This application is a continuation-in-part of application Ser. No. 08/124,873, filed Sep. 22, 1993, now U.S. Pat. No. 5,386,115.
1. Field of the Invention
This invention relates to a gas-detection sensor and more particularly to a solid state mass spectrograph which is micro-machined on a semiconductor substrate, and, even more particularly, to a method for manufacturing such a solid state mass spectrograph.
2. Description of the Prior Art
Various devices are currently available for determining the quantity and type of molecules present in a gas sample. One such device is the mass-spectrometer.
Mass-spectrometers determine the quantity and type of molecules present in a gas sample by measuring their masses and intensity of ion signals. This is accomplished by ionizing a small sample and then using electric and/or magnetic fields to find a charge-to-mass ratio of the ion. Current mass-spectrometers are bulky, bench-top sized instruments. These mass-spectrometers are heavy (100 pounds) and expensive. Their big advantage is that they can be used for any species.
Another device used to determine the quantity and type of molecules present in a gas sample is a chemical sensor. These can be purchased for a low cost, but these sensors must be calibrated to work in a specific environment and are sensitive to a limited number of chemicals. Therefore, multiple sensors are needed in complex environments.
A need exists for a low-cost gas detection sensor that will work in any environment. U.S. patent application Ser. No. 08/124,873, filed Sep. 22, 1993, hereby incorporated by reference, discloses a solid state mass-spectrograph which can be implemented on a semiconductor substrate. FIG. 1 illustrates a functional diagram of such a mass-spectrograph 1. This mass-spectrograph 1 is capable of simultaneously detecting a plurality of constituents in a sample gas. This sample gas enters the spectrograph 1 through dust filter 3 which keeps particulate from clogging the gas sampling path. This sample gas then moves through a sample orifice 5 to a gas ionizer 7 where it is ionized by electron bombardment, energetic particles from nuclear decays, or in a radio frequency induced plasma. Ion optics 9 accelerate and focus the ions through a mass filter 11. The mass filter 11 applies a strong electromagnetic field to the ion beam.
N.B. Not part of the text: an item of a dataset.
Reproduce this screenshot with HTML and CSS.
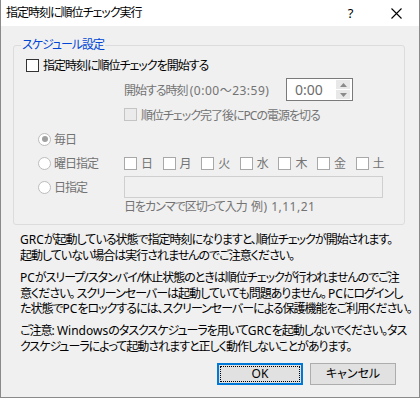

Mass filters which utilize primarily magnetic fields appear to be best suited for the miniature mass-spectrograph since the required magnetic field of about 1 Tesla (10,000 gauss) is easily achieved in a compact, permanent magnet design. Ions of the sample gas that are accelerated to the same energy will describe circular paths when exposed in the mass-filter 11 to a homogenous magnetic field perpendicular to the ion's direction of travel. The radius of the arc of the path is dependent upon the ion's mass-to-charge ratio. The mass-filter 11 is preferably a Wien filter in which crossed electrostatic and magnetic fields produce a constant velocity-filtered ion beam 13 in which the ions are disbursed according to their mass/charge ratio in a dispersion plane which is in the plane of FIG. 1.
A vacuum pump 15 creates a vacuum in the mass-filter 11 to provide a collision-free environment for the ions. This vacuum is needed in order to prevent error in the ion's trajectories due to these collisions.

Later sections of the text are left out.